Tunisia attack: Injured Britons flown home by RAF
Four British tourists seriously injured in the Tunisian beach attack have been flown back to the UK by the RAF.
Twenty-one Britons have been identified as victims, with nine more believed to among the dead, Downing Street said.
All the seriously injured have now left Tunisia and those killed will begin to be repatriated on Wednesday, it added.
Tunisian authorities have arrested several people on suspicion of helping the gunman, who had links to the jihadist group Islamic State (IS).
Downing Street has ruled out a British inquiry into the attack, saying British police would assist the Tunisian investigation.
There is currently a team of 27 people in Tunisia, from the Foreign Office, the Ministry of Defence and the police.
The four injured Britons returned on a specially modified RAF C17 transport plane which had left Brize Norton in Oxfordshire for Tunisia on Monday afternoon.
Medics experienced at bringing injured service personnel back from operations overseas were on board.
The Ministry of Defence said the plane had flown into Birmingham Airport, where one patient was taken off, before it continued to Brize Norton.
A spokesman for Queen Elizabeth Hospital in Birmingham said the patient arrived at 00:45 BST.
Professor Sir Keith Porter, a senior surgeon at the hospital, said: "I can say at this stage that the patient has life-changing and life-threatening injuries. We hope to release more information about the patient later."

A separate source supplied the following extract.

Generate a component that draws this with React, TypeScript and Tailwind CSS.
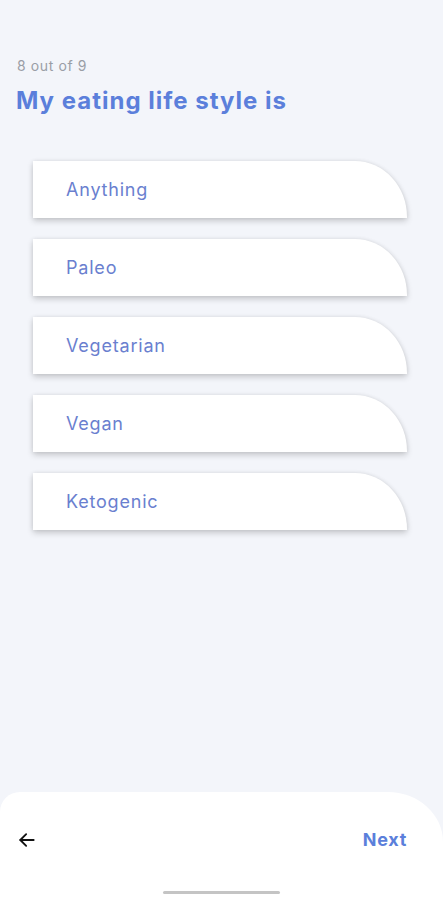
import React from "react";

const options = ["Anything", "Paleo", "Vegetarian", "Vegan", "Ketogenic"];

export default function App() {
  return (
    <div
      className="w-[443px] h-[900px] bg-[#f3f5fa] flex flex-col overflow-hidden"
      style={{ fontFamily: "Inter, 'Noto Sans', sans-serif" }}
    >
      <div className="flex-1 flex flex-col">
        <div className="pt-[57px] pl-[17px] text-[14px] leading-[18px] text-[#9a9ea6] tracking-[0.6px]">8 out of 9</div>
        <div className="pl-[16px] pt-[9px] text-[24px] leading-[34px] font-bold text-[#5b7fdb] tracking-[1px]">
          My eating life style is
        </div>
        <div className="flex flex-col gap-[21px] pl-[33px] pt-[43px]">
          {options.map((o) => (
            <div
              key={o}
              className="w-[374px] h-[57px] bg-white rounded-tr-[52px_56px] shadow-[0_3px_6px_rgba(0,0,0,0.18),0_0_4px_rgba(0,0,0,0.08)] flex items-center pl-[33px] text-[18px] text-[#6a7fcf] tracking-[0.8px]"
            >
              {o}
            </div>
          ))}
        </div>
      </div>
      <div className="h-[108px] bg-white rounded-tl-[20px] rounded-tr-[55px_50px] flex flex-col">
        <div className="flex items-center justify-between pl-[17px] pr-[36px] pt-[34px]">
          <svg width="20" height="20" viewBox="0 0 24 24" fill="none" stroke="#111" strokeWidth="2.2" strokeLinecap="round" strokeLinejoin="round">
            <path d="M20 12H4" />
            <path d="M11 5l-7 7 7 7" />
          </svg>
          <span className="text-[18px] font-bold text-[#5b7fdb] tracking-[0.7px]">Next</span>
        </div>
        <div className="mt-auto mb-[6px] mx-auto w-[117px] h-[3px] rounded-full bg-[#c4c4c4]" />
      </div>
    </div>
  );
}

The other injured patients are being treated at John Radcliffe Hospital in Oxford, Derriford Hospital in Plymouth and London's St Mary's Hospital, said Downing Street.
In other developments:
- Foreign Secretary Philip Hammond is to chair a meeting of the government's Cobra emergency committee on Tuesday afternoon
- a major exercise to test how British security services would respond to a terrorist attack is taking place in London
- a national minute's silence will take place in the UK on Friday at 12:00 BST, a week after the shooting
- flags on government and royal buildings will fly at half-mast
- every primary and secondary school in England is to receive guidance on how to spot grooming of pupils by extremists
Tunisia beach attack: The victims
The names of those killed in the attack are slowly emerging. Here's what we know so far about those who lost their lives, as well as those who are injured and missing.
Some survivors have also been speaking out about their ordeal.
In a speech to the Commons on Monday, following a minute's silence held by MPs, Prime Minister David Cameron described the attack as "brutal and sickening".
Also on Monday, Home Secretary Theresa May laid flowers on the beach near Sousse where gunman Seifeddine Rezgui shot people near the Imperial Marhaba and Bellevue hotels.
Tunisian authorities have said they believe the 23-year-old student - who was shot dead by police - acted alone, but had help planning the attack.
Local media reports suggest one of those detained is a flatmate of Rezgui.
British holidaymaker Steve Johnson contradicted the police's account, telling the BBC he saw a second gunman.
Background and analysis
- What we know so far
- Special report on the Tunisia attack
- Profile of gunman Seifeddine Rezgui
- Why was Tunisia targeted?
- How do terrorist attacks affect tourism
- Tributes have been paid to victims in England, Wales, Scotland and Northern Ireland
- What can UK police do?
Tributes are continuing to be paid to the British victims, who include three generations of the same family and a husband who died trying to shield his wife.
Most identities of the British victims have not been officially released.
The BBC understands the couple, from Lancashire, were staying at the Hotel Riu Imperial Marhaba when the attack took place.
Three Irish people, one Belgian and one German are also thought to be among the 38 people who died. At least 36 people were injured.
Holiday firms Thomson and First Choice announced they had cancelled all their holidays to Tunisia due to leave on or before Thursday 9 July.
Customers can receive a full refund or choose an alternative destination free of charge.
'Empty' in Sousse
By Toby Brown, BBC News
Forty-five minutes driving around Sousse and there was little sign of the increased security measures.
Worryingly for local Tunisians there was also little sign of the tourists this country so relies on.
At the medina locals took to the shade to watch very few holidaymakers walk past the old statues and walls of the bazaar.
Sousse's beachfront "train" would not be out of place in Hastings or Blackpool - except for the fact it was empty.
The loans to support the tourist industry are doubtless welcome but one wonders if they can sustain this resort for very long.
Tour companies have laid on extra flights and about 10,000 British tourists have flown home from Tunisia since Friday, according to the Association of British Travel Agents.
The Foreign Office has updated its travel advice to warn that further terrorist attacks in Tunisia are possible, and urged people to be vigilant.
The Tunisian government has brought in increased security measures, and the country's Interior Minister Mohamed Gharsalli said 1,000 troops would now be deployed to protect beach resorts.